The core/ directory of human-persona contains a base class composed of four components: TimingController, StyleVariator, EmotionStateMachine, and ContextReferencer. It's a language- and culture-agnostic framework designed for human-like AI communication.

One day, I wrote a simple pipeline for integrating this framework into an actual production environment. humanize/pipeline.py — a post-processing pipeline consisting of three stages: filler injection, typo injection, and rhythm variation.

I wrote it. I tested it. It passed benchmarks.

And then I froze it.

This article is about why I froze the code I wrote myself.

What Was pipeline.py Doing?

The mechanism was simple:

class HumanizePipeline:
    def __call__(self, text: str, strength: float = 0.4) -> str:
        sentences = self._split(text)
        sentences = self._inject_fillers(sentences, strength)
        sentences = self._inject_typos(sentences, strength)
        sentences = self._vary_rhythm(sentences, strength)
        return self._join(sentences)

Filler Injection: Probabilistically inserting phrases like "Actually," or "To be honest," at the beginning of sentences.
Typo Injection: Intentional typos like "ですが" → "でうすが".
Rhythm Variation: Inserting short commentary sentences ("This is important.") to vary sentence length.

I fixed a bug in Japanese period handling (double periods 。。), and the DPO benchmark scores were fine.

Everything seemed to be going smoothly.

The First Sign of Trouble: No Register

The moment I lined up Before/After samples with real text, I noticed something was off.

The pipeline was processing all text the same way. Business emails, casual chats, official documents—all got the same fillers, the same typo rate, the same rhythm.

This is fundamentally wrong.

There was no distinction for register (formal / business / casual / friendly) from linguistics. "To be honest," might be appropriate in a business email, but using the same filler in a contract would be fatal. In a casual chat, it would conversely be too formal.

The Fatal Flaw: Japanese Honorific System

Next, I found an even more serious problem. Japanese honorifics have three layers:

Sonkeigo (respectful language): Elevates the other party's actions (e.g., "ご覧になる", "いらっしゃる").
Kenjougo (humble language): Lowers one's own actions (e.g., "拝見する", "参る").
Teineigo (polite language): Makes sentence endings polite (e.g., "です", "ます").

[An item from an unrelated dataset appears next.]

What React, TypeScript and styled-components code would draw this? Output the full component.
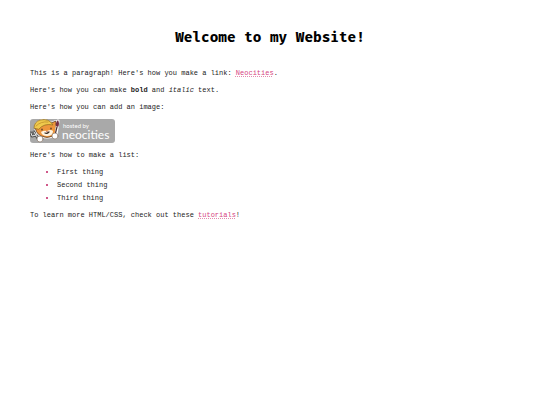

pipeline.py made no distinction between these. It treated Japanese formality with a single scalar value: formality_default: 0.7.

This made it impossible to differentiate between appropriate usage like "対応いたします" (kenjougo) and unnatural, excessive humility like "対応させていただきます". It couldn't properly choose between "ご検討くださいませ" (sonkeigo) and "検討します" (teineigo only).

It was a problem that any native Japanese speaker would find jarring immediately.

The Real Problem: I Hadn't Read My Own Code

Now for the most painful fact.

core/base_persona.py already had a design to address these issues:

EmotionStateMachine automatically adjusts formality based on conversation phase.
StyleVariator holds five stylistic patterns and prevents consecutive repetition of the same pattern via weight decay.
config/ja.json defines parameters like context_level: 0.85 (high-context culture) and formality_default: 0.7.

pipeline.py had been built while completely ignoring this existing architecture.

Why did I ignore it? To be honest, it was because "I wanted something quick and dirty." It was faster to write a 3-stage post-processor than to understand the core/ pipeline (emotion update → generation → style variation → context reference → ambiguity → post-processing → delay).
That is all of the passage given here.